### Instructions for the task
Give every line again exactly as it appears, please, but not the pictures.

### Dataset excerpt
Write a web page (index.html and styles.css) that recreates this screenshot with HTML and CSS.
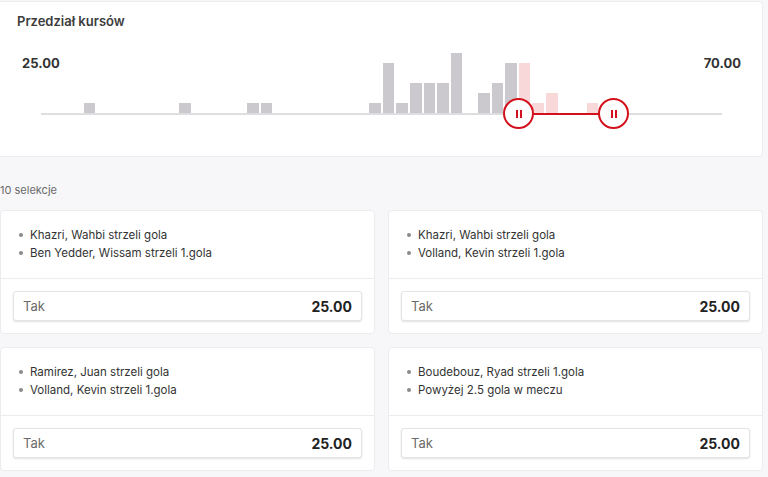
FILE: index.html
```html
<!DOCTYPE html>
<html lang="pl">
<head>
<meta charset="UTF-8" />
<title>Przedział kursów</title>
<link rel="stylesheet" href="styles.css">
</head>
<body>
<div class="page">
	<section class="range-card">
		<h2 class="range-title">Przedział kursów</h2>
		<div class="chart">
			<div class="chart-labels">
				<span>25.00</span>
				<span>70.00</span>
			</div>
			<div class="plot">
				<div class="bars">
					<i></i><i></i><i></i><i class="h1"></i><i></i><i></i><i></i><i></i><i></i><i></i>
					<i class="h1"></i><i></i><i></i><i></i><i></i><i class="h1"></i><i class="h1"></i><i></i><i></i><i></i>
					<i></i><i></i><i></i><i></i><i class="h1"></i><i class="h5"></i><i class="h1"></i><i class="h3"></i><i class="h3"></i><i class="h3"></i>
					<i class="h6"></i><i></i><i class="h2"></i><i class="h3"></i><i class="h5"></i><i class="h5 on"></i><i class="h1 on"></i><i class="h2 on"></i><i></i><i></i>
					<i class="h1 on"></i><i></i><i></i><i></i><i></i><i></i><i></i><i></i><i></i><i></i>
				</div>
				<div class="track">
					<div class="track-fill"></div>
					<span class="handle handle-min"><b></b><b></b></span>
					<span class="handle handle-max"><b></b><b></b></span>
				</div>
			</div>
		</div>
	</section>

	<p class="count">10 selekcje</p>

	<div class="combos">
		<div class="combo">
			<ul class="legs">
				<li>Khazri, Wahbi strzeli gola</li>
				<li>Ben Yedder, Wissam strzeli 1.gola</li>
			</ul>
			<div class="combo-foot">
				<button class="odd"><span>Tak</span><strong>25.00</strong></button>
			</div>
		</div>
		<div class="combo">
			<ul class="legs">
				<li>Khazri, Wahbi strzeli gola</li>
				<li>Volland, Kevin strzeli 1.gola</li>
			</ul>
			<div class="combo-foot">
				<button class="odd"><span>Tak</span><strong>25.00</strong></button>
			</div>
		</div>
		<div class="combo">
			<ul class="legs">
				<li>Ramirez, Juan strzeli gola</li>
				<li>Volland, Kevin strzeli 1.gola</li>
			</ul>
			<div class="combo-foot">
				<button class="odd"><span>Tak</span><strong>25.00</strong></button>
			</div>
		</div>
		<div class="combo">
			<ul class="legs">
				<li>Boudebouz, Ryad strzeli 1.gola</li>
				<li>Powyżej 2.5 gola w meczu</li>
			</ul>
			<div class="combo-foot">
				<button class="odd"><span>Tak</span><strong>25.00</strong></button>
			</div>
		</div>
	</div>
</div>
</body>
</html>
```

FILE: styles.css
```css
body {
	margin: 0;
	background-color: #f7f7f9;
	font-family: Inter, "Open Sans", sans-serif;
	color: #333;
}

.page {
	width: 763px;
	padding-top: 1px;
}

.range-card {
	background: #fff;
	border: 1px solid #ececef;
	border-left: 0;
	border-radius: 0 4px 4px 0;
	padding: 11px 0 41px 0;
}

.range-title {
	margin: 0 0 24px 17px;
	font-size: 13px;
	line-height: 16px;
	font-weight: 600;
	color: #3c3c3c;
}

.chart {
	display: grid;
}

.chart-labels,
.plot {
	grid-area: 1 / 1;
}

.chart-labels {
	display: flex;
	justify-content: space-between;
	align-self: start;
	margin-top: 2px;
	padding: 0 21px 0 22px;
	font-size: 13px;
	line-height: 16px;
	font-weight: 700;
	color: #333;
}

.plot {
	margin: 0 40px 0 41px;
}

.bars {
	display: flex;
	align-items: flex-end;
	height: 60px;
	margin-left: 1px;
}

.bars i {
	flex: 1;
	margin: 0 1px;
	background: #cbc9cd;
	height: 0;
}

.bars i.on {
	background: #f8d8d9;
}

.bars .h1 { height: 10px; }
.bars .h2 { height: 20px; }
.bars .h3 { height: 30px; }
.bars .h5 { height: 50px; }
.bars .h6 { height: 60px; }

.track {
	position: relative;
	height: 2px;
	background: #dedde0;
}

.track-fill {
	position: absolute;
	left: 477px;
	width: 95px;
	top: 0;
	height: 2px;
	background: #d3111c;
}

.handle {
	position: absolute;
	top: -15px;
	width: 27px;
	height: 27px;
	margin-left: -15px;
	border: 2px solid #d3111c;
	border-radius: 50%;
	background: #fff;
	display: flex;
	justify-content: center;
	align-items: center;
	gap: 2px;
}

.handle b {
	width: 2px;
	height: 8px;
	background: #d3111c;
}

.handle-min { left: 477px; }
.handle-max { left: 572px; }

.count {
	margin: 26px 0 13px 0;
	font-size: 11px;
	line-height: 14px;
	color: #6a6a6a;
}

.combos {
	display: grid;
	grid-template-columns: 1fr 1fr;
	gap: 13px;
}

.combo {
	background: #fff;
	border: 1px solid #ececef;
	border-radius: 4px;
}

.legs {
	list-style: none;
	margin: 0;
	padding: 15px 12px 16px 29px;
	font-size: 11.5px;
	line-height: 18px;
	color: #333;
	border-bottom: 1px solid #ececef;
}

.legs li {
	position: relative;
}

.legs li::before {
	content: "";
	position: absolute;
	left: -11px;
	top: 7px;
	width: 4px;
	height: 4px;
	border-radius: 50%;
	background: #8a8a8a;
}

.combo-foot {
	padding: 12px;
}

.odd {
	display: flex;
	justify-content: space-between;
	align-items: center;
	width: 100%;
	height: 30px;
	padding: 0 9px;
	background: #fff;
	border: 1px solid #e4e4e7;
	border-radius: 3px;
	box-shadow: 0 1px 2px rgba(0, 0, 0, 0.12);
	font-family: inherit;
	cursor: pointer;
}

.odd span {
	font-size: 13px;
	color: #6a6a6a;
}

.odd strong {
	font-size: 14px;
	font-weight: 700;
	color: #222;
}
```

### Written solution
Write a web page (index.html and styles.css) that recreates this screenshot with HTML and CSS.
FILE: index.html
```html
<!DOCTYPE html>
<html lang="pl">
<head>
<meta charset="UTF-8" />
<title>Przedział kursów</title>
<link rel="stylesheet" href="styles.css">
</head>
<body>
<div class="page">
	<section class="range-card">
		<h2 class="range-title">Przedział kursów</h2>
		<div class="chart">
			<div class="chart-labels">
				<span>25.00</span>
				<span>70.00</span>
			</div>
			<div class="plot">
				<div class="bars">
					<i></i><i></i><i></i><i class="h1"></i><i></i><i></i><i></i><i></i><i></i><i></i>
					<i class="h1"></i><i></i><i></i><i></i><i></i><i class="h1"></i><i class="h1"></i><i></i><i></i><i></i>
					<i></i><i></i><i></i><i></i><i class="h1"></i><i class="h5"></i><i class="h1"></i><i class="h3"></i><i class="h3"></i><i class="h3"></i>
					<i class="h6"></i><i></i><i class="h2"></i><i class="h3"></i><i class="h5"></i><i class="h5 on"></i><i class="h1 on"></i><i class="h2 on"></i><i></i><i></i>
					<i class="h1 on"></i><i></i><i></i><i></i><i></i><i></i><i></i><i></i><i></i><i></i>
				</div>
				<div class="track">
					<div class="track-fill"></div>
					<span class="handle handle-min"><b></b><b></b></span>
					<span class="handle handle-max"><b></b><b></b></span>
				</div>
			</div>
		</div>
	</section>

	<p class="count">10 selekcje</p>

	<div class="combos">
		<div class="combo">
			<ul class="legs">
				<li>Khazri, Wahbi strzeli gola</li>
				<li>Ben Yedder, Wissam strzeli 1.gola</li>
			</ul>
			<div class="combo-foot">
				<button class="odd"><span>Tak</span><strong>25.00</strong></button>
			</div>
		</div>
		<div class="combo">
			<ul class="legs">
				<li>Khazri, Wahbi strzeli gola</li>
				<li>Volland, Kevin strzeli 1.gola</li>
			</ul>
			<div class="combo-foot">
				<button class="odd"><span>Tak</span><strong>25.00</strong></button>
			</div>
		</div>
		<div class="combo">
			<ul class="legs">
				<li>Ramirez, Juan strzeli gola</li>
				<li>Volland, Kevin strzeli 1.gola</li>
			</ul>
			<div class="combo-foot">
				<button class="odd"><span>Tak</span><strong>25.00</strong></button>
			</div>
		</div>
		<div class="combo">
			<ul class="legs">
				<li>Boudebouz, Ryad strzeli 1.gola</li>
				<li>Powyżej 2.5 gola w meczu</li>
			</ul>
			<div class="combo-foot">
				<button class="odd"><span>Tak</span><strong>25.00</strong></button>
			</div>
		</div>
	</div>
</div>
</body>
</html>
```

FILE: styles.css
```css
body {
	margin: 0;
	background-color: #f7f7f9;
	font-family: Inter, "Open Sans", sans-serif;
	color: #333;
}

.page {
	width: 763px;
	padding-top: 1px;
}

.range-card {
	background: #fff;
	border: 1px solid #ececef;
	border-left: 0;
	border-radius: 0 4px 4px 0;
	padding: 11px 0 41px 0;
}

.range-title {
	margin: 0 0 24px 17px;
	font-size: 13px;
	line-height: 16px;
	font-weight: 600;
	color: #3c3c3c;
}

.chart {
	display: grid;
}

.chart-labels,
.plot {
	grid-area: 1 / 1;
}

.chart-labels {
	display: flex;
	justify-content: space-between;
	align-self: start;
	margin-top: 2px;
	padding: 0 21px 0 22px;
	font-size: 13px;
	line-height: 16px;
	font-weight: 700;
	color: #333;
}

.plot {
	margin: 0 40px 0 41px;
}

.bars {
	display: flex;
	align-items: flex-end;
	height: 60px;
	margin-left: 1px;
}

.bars i {
	flex: 1;
	margin: 0 1px;
	background: #cbc9cd;
	height: 0;
}

.bars i.on {
	background: #f8d8d9;
}

.bars .h1 { height: 10px; }
.bars .h2 { height: 20px; }
.bars .h3 { height: 30px; }
.bars .h5 { height: 50px; }
.bars .h6 { height: 60px; }

.track {
	position: relative;
	height: 2px;
	background: #dedde0;
}

.track-fill {
	position: absolute;
	left: 477px;
	width: 95px;
	top: 0;
	height: 2px;
	background: #d3111c;
}

.handle {
	position: absolute;
	top: -15px;
	width: 27px;
	height: 27px;
	margin-left: -15px;
	border: 2px solid #d3111c;
	border-radius: 50%;
	background: #fff;
	display: flex;
	justify-content: center;
	align-items: center;
	gap: 2px;
}

.handle b {
	width: 2px;
	height: 8px;
	background: #d3111c;
}

.handle-min { left: 477px; }
.handle-max { left: 572px; }

.count {
	margin: 26px 0 13px 0;
	font-size: 11px;
	line-height: 14px;
	color: #6a6a6a;
}

.combos {
	display: grid;
	grid-template-columns: 1fr 1fr;
	gap: 13px;
}

.combo {
	background: #fff;
	border: 1px solid #ececef;
	border-radius: 4px;
}

.legs {
	list-style: none;
	margin: 0;
	padding: 15px 12px 16px 29px;
	font-size: 11.5px;
	line-height: 18px;
	color: #333;
	border-bottom: 1px solid #ececef;
}

.legs li {
	position: relative;
}

.legs li::before {
	content: "";
	position: absolute;
	left: -11px;
	top: 7px;
	width: 4px;
	height: 4px;
	border-radius: 50%;
	background: #8a8a8a;
}

.combo-foot {
	padding: 12px;
}

.odd {
	display: flex;
	justify-content: space-between;
	align-items: center;
	width: 100%;
	height: 30px;
	padding: 0 9px;
	background: #fff;
	border: 1px solid #e4e4e7;
	border-radius: 3px;
	box-shadow: 0 1px 2px rgba(0, 0, 0, 0.12);
	font-family: inherit;
	cursor: pointer;
}

.odd span {
	font-size: 13px;
	color: #6a6a6a;
}

.odd strong {
	font-size: 14px;
	font-weight: 700;
	color: #222;
}
```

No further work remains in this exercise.